Japanese industrial production increases, Indian economic growth accelerates

It looks like Japan's economy started the second quarter positively. From Bloomberg:

Japan’s industrial production increased less than economists forecast in April, the latest sign that the economic recovery may be losing momentum.

Factory output rose 1.3 percent from March, when it gained 1.2 percent, the Trade Ministry said in Tokyo today. The median estimate of 26 economists surveyed by Bloomberg News was for a 2.5 percent increase.

Manufacturers plan to increase production at a slower pace in May and June, today’s report showed, indicating they anticipate demand to cool...

A separate report showed housing starts rose 0.6 percent in April from a year earlier, the first gain in 17 months.

A survey of purchasing managers in Japan showed that they remained positive in May. The Nomura/JMMA Manufacturing PMI reached 54.7 in May, up from a revised figure of 53.8 in April.

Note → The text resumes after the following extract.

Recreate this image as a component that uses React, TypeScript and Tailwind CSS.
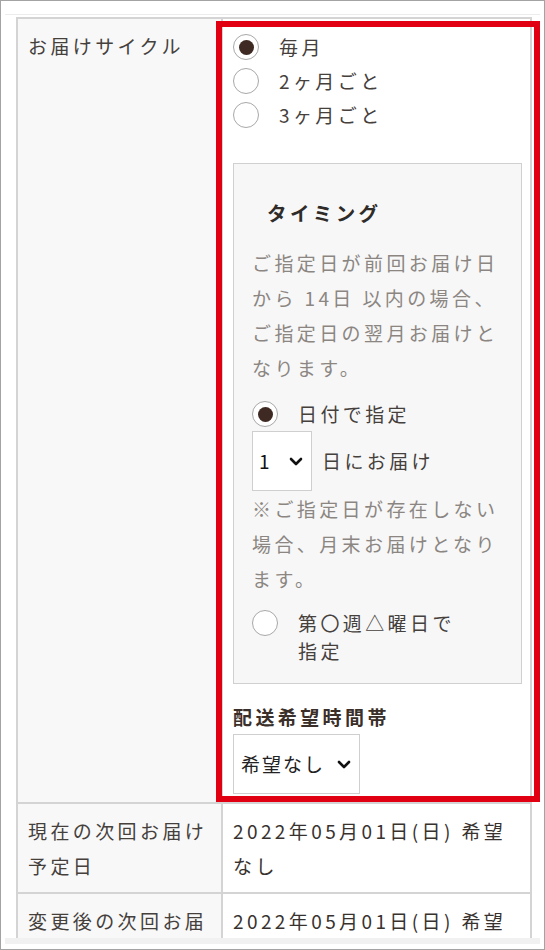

Elsewhere in Asia, India's economic growth accelerated in the first three months of this year. Bloomberg reports:

India’s economic growth accelerated, adding pressure on the central bank to raise interest rates even as Europe’s sovereign-debt crunch threatens the global recovery.

Gross domestic product rose 8.6 percent in the three months ended March 31 from a year earlier after a revised 6.5 percent gain in the previous quarter, the statistics office said in a statement in New Delhi today. That matched the median estimate in a Bloomberg News survey of 22 economists.

Saturday, 29 May 2010

Fitch cuts Spain's credit rating, sending markets lower

Another credit rating downgrade sent markets back down on Friday. Reuters reports:

Fitch cut Spain's credit rating by one notch on Friday, sending markets lower and capping a horrible week for a government struggling to convince investors it can solve its economic woes and avoid a Greek-style debt crisis.

Fitch Ratings linked the downgrade to AA+ from AAA to the record levels of household and corporate debt in Spain, as well as mounting public debt, which it said would act as a drag on economic growth.

World equities slid and the euro fell below $1.23 after the downgrade, which stoked fears that Spain, the euro zone's fourth largest economy, could suffer a crisis similar to the one which forced Greece to agree a 110 billion euro rescue with the EU and IMF earlier this month.

Economic data from the US on Friday pointed to continued, albeit modest, improvements in the economy. Bloomberg reports:

Consumer spending paused in April after growing in the first quarter at the fastest pace in three years as Americans used gains in wages to rebuild savings.

Purchases were little changed last month after climbing 0.6 percent in March, indicating an early Easter holiday may have pushed demand into the prior month at the expense of April, according to figures from the Commerce Department today in Washington...

Incomes rose 0.4 percent in April for a second month, matching the survey median. Wages and salaries rose 0.4 percent last month after climbing 0.3 percent in March...

Consumer sentiment improved in May, a report from Thomson Reuters/University of Michigan showed. The group’s confidence index rose to 73.6 from 72.2 in April...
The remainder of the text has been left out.